I've been dying to get some family pictures since I got my lens.  I was racking my brain on how to do it since my camera doesn't have a remote to it and wont do multiple exposers on a timer.  (Time for a new camera Bryan!) We ended up having our neighbor come to help us and it was much better to have Kristin then just my camera on a timer.  For sure! But I was get the exposer I want then she would stand a little off from where I was and it would be off.  Not her fault at all but hard to judge what to do. For what it was we did ok.  This first set was all me.  I'm going to nit pick them a bit but here we go- 

Bake was the hardest one to take pictures of because he HATES it so bad.  He even broke down crying for awhile because of it.  (that's him pouting below).  I need a reflector when I'm shooting with backlight.  (the sun is behind their heads) so their faces are not so dark.  Note to self.  ;) But isn't the light yummy??  Oh I loved it! 

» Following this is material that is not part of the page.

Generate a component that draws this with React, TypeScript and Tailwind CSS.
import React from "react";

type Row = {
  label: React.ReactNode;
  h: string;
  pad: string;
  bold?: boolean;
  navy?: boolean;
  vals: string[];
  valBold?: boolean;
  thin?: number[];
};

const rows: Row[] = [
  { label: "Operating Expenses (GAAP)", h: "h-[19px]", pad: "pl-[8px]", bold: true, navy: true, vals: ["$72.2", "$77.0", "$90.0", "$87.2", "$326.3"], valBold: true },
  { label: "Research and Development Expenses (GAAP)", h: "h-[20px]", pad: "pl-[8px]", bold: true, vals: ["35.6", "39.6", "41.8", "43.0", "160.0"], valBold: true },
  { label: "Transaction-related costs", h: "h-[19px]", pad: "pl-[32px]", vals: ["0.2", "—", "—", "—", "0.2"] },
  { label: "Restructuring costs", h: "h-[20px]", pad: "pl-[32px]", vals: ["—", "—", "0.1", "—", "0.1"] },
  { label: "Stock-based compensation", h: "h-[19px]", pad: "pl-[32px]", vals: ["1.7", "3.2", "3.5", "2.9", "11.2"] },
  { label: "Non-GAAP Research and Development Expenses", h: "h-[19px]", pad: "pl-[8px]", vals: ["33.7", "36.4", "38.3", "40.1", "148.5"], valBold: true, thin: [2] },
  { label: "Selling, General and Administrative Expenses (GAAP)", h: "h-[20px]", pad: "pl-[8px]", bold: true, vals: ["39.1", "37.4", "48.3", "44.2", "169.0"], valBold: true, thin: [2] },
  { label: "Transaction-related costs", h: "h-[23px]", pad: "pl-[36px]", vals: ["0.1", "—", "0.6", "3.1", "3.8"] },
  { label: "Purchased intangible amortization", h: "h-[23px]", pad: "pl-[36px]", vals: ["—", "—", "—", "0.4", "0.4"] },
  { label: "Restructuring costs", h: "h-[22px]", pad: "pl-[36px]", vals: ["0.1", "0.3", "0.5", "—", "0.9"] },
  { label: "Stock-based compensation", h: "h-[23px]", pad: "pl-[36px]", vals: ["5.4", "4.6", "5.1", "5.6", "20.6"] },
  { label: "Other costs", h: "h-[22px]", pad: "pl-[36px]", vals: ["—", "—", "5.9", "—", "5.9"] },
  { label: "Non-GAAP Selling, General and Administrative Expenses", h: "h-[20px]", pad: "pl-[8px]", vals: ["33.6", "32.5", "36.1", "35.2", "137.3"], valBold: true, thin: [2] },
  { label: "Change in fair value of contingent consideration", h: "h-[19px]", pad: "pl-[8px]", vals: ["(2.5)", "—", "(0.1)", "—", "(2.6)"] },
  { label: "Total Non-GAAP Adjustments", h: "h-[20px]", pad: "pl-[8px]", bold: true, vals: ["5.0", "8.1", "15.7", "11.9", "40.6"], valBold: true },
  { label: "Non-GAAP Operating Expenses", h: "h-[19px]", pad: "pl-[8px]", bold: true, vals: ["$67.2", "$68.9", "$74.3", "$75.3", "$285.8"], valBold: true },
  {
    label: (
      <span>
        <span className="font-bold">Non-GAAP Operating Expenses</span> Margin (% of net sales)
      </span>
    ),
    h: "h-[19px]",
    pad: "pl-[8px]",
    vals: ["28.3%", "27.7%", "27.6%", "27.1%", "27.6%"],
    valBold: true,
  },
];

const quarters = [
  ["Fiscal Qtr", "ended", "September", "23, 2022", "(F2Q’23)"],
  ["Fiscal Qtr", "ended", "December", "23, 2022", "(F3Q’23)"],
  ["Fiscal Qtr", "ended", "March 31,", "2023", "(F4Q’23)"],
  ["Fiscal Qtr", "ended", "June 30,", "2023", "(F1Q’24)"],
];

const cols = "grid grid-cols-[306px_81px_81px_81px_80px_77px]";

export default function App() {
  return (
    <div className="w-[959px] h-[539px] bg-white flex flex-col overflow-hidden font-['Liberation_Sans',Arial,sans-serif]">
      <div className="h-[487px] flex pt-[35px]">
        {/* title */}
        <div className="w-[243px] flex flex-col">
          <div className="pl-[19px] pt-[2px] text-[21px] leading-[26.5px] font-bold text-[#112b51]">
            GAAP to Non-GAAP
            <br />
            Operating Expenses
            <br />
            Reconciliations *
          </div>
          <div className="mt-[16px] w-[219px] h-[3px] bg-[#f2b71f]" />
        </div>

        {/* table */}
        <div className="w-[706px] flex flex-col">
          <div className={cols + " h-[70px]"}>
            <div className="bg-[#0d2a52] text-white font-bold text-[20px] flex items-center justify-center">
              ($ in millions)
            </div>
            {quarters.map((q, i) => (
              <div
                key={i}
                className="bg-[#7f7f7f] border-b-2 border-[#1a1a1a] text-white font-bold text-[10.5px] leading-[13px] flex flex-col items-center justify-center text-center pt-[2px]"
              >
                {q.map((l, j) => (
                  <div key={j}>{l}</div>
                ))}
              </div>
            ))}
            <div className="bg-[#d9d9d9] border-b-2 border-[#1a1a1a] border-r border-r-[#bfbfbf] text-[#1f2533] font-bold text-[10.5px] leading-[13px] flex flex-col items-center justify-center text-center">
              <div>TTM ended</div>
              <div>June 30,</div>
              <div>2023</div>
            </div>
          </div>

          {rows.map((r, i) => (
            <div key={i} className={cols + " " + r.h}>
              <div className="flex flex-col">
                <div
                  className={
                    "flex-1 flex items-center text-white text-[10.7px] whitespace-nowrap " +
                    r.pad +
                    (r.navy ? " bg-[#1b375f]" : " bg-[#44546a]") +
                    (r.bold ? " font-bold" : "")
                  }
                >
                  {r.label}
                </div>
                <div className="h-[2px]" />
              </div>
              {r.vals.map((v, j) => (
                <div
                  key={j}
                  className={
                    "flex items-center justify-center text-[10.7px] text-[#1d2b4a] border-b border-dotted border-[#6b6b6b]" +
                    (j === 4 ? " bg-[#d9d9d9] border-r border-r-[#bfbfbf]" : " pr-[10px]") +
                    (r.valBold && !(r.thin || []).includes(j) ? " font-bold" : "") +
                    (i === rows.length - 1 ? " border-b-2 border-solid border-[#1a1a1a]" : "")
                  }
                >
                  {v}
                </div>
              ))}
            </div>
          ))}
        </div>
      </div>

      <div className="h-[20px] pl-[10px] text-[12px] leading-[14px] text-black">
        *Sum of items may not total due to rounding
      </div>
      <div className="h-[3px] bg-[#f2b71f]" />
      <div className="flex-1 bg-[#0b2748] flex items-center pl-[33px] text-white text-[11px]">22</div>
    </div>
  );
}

 Brett was the best! He was so good! I wish I got a few more of him in the dandelions.  He was so sweet!


 Stockton was a little bit of a pill for the family pictures for some reason.  He was good for his own pictures for the most part.



 See my point about their faces?  I need to learn how to fix that in photoshop.  Anyone know how to help me?




 The fields were COVERED in dandelions that have gone to seed (we call them wishers) and the boys ran up and down the field.  We were at our friend Scotts property in wellsville where the boys always go fishing.  It was so beautiful.

To sum up- It was a lot of work.  And my kids were kind of a pain.  But I'm making small progress with my photos.  I'm trying at least!

Tuesday, May 20, 2014

Mothers Day

This was one of the best mothers day I have ever had.  Bryan did so much! My house was clean, kids were taken care of.  I got flowers and the curling iron I wanted.  good day!

I love my crazies that make me a mom. 


Tyson had cowboy day at school.  He was worried he would be the only one dressed up but a lot of 2nd graders were so he was ok.  I think he looks dang cute.  =)
We went up to my mother in laws for dinner on Mothers day.  On the way home Brett kept saying temple so I made Bryan stop.  Brett and and Stockton both think that Jesus will come out and see them at the temple so they get upset when we go to leave and they haven't seen him yet.  It's hard to explain to them.  I think it's really sweet though.
 I wish I were a better photographer! Here the light was PERFECT and I messed it up! It's too grainy! Maybe next time.







 I love how you can see the gate in the window.

 They all wanted to touch the temple.

For the record I tried to get a picture of Blake alone but he would not let me.  I feel bad I don't have as many pictures of him!

I'm so grateful to have my boys forever.